BİR KORSANI YILIN DENİZCİSİ SEÇMEK
Onun “barış anlaşmaları”, çatışmaların kök nedenlerini çözmektense sadece yüzeydeki semptomları geçici olarak gizleyen hamleler. Ukrayna-Rusya Savaşı'nda sergilediği “tek telefonla çözerim” iddiaları da aynı yüzeyselliğin bir parçası: derin jeopolitik dengeleri göz ardı eden, diplomasiden çok imaj yönetimine hizmet eden temelsiz söylemler… Hiçbir işe yaramadı.

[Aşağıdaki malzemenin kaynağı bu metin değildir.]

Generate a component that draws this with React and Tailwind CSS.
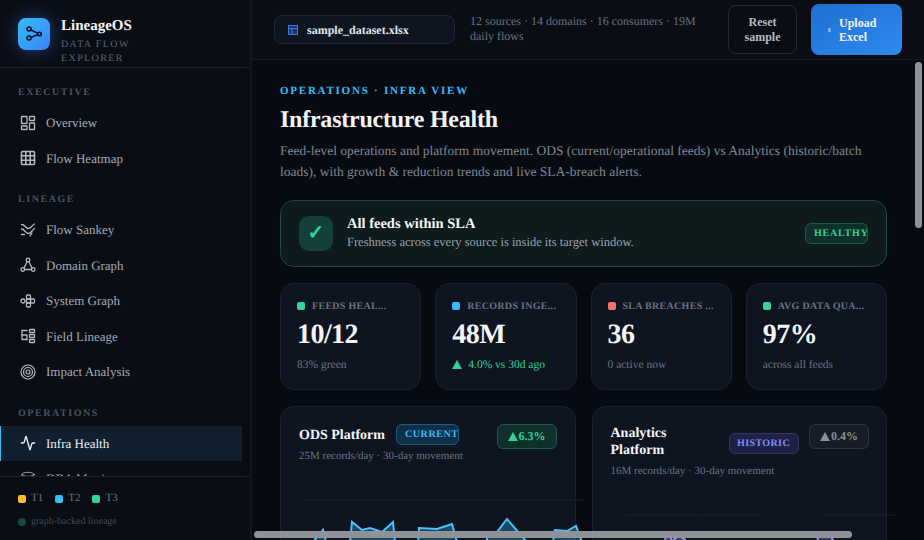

Sonuçta, Trump’ın dış politikası ne bir barış vizyonunu ne de kalıcı bir uluslararası düzen fikrini içeriyor. Onun yaklaşımı, ticaret masasında kazanılacak anlık avantajlara indirgenmiş, kalıcılıktan uzak, kozmetik bir diplomasi anlayışından ibaret. Nobel’in bünyesi, böylesi bir fast-food diplomasisini kaldırabilir mi?
Trump’ın çatık kaşlı politikaları, devamlı tehdit dilini kullanmak, geleneksel müttefiklerle ticaret savaşları başlatmak ve USAID fonlarını keserek milyonlarca insanın, özellikle de çocukların hayatını riske atmak şeklinde tezahür etmiştir. Ona ödül verilmesi, Nobel’in nispî itibarını zedelemekten başka bir şeye hizmet etmeyecektir.
Daha çarpıcı ve çelişik olan gerçek, İsrail’in yasadışı yerleşimci istilasını ve ilhak girişimlerini destekleyip Gazze’deki insanî felaketi zerrece umursamamış, Siyonist orduyu dişine dek teçhiz etmiş birine barış ödülü vermek “bir korsanı yılın denizcisi seçmek kadar trajikomiktir.” Gazze’deki yangın sürmekte iken yangına körükle gitmiş adama yılın itfaiyecisi ödülü vermek kadar da absürt.
Hasıl-ı kelam, Trump’ın Nobel macerası, barışın kişisel hırslar uğruna nasıl araçsallaştırılabileceğine dair ibretlik bir vaka olarak kalmaya yazgılıdır.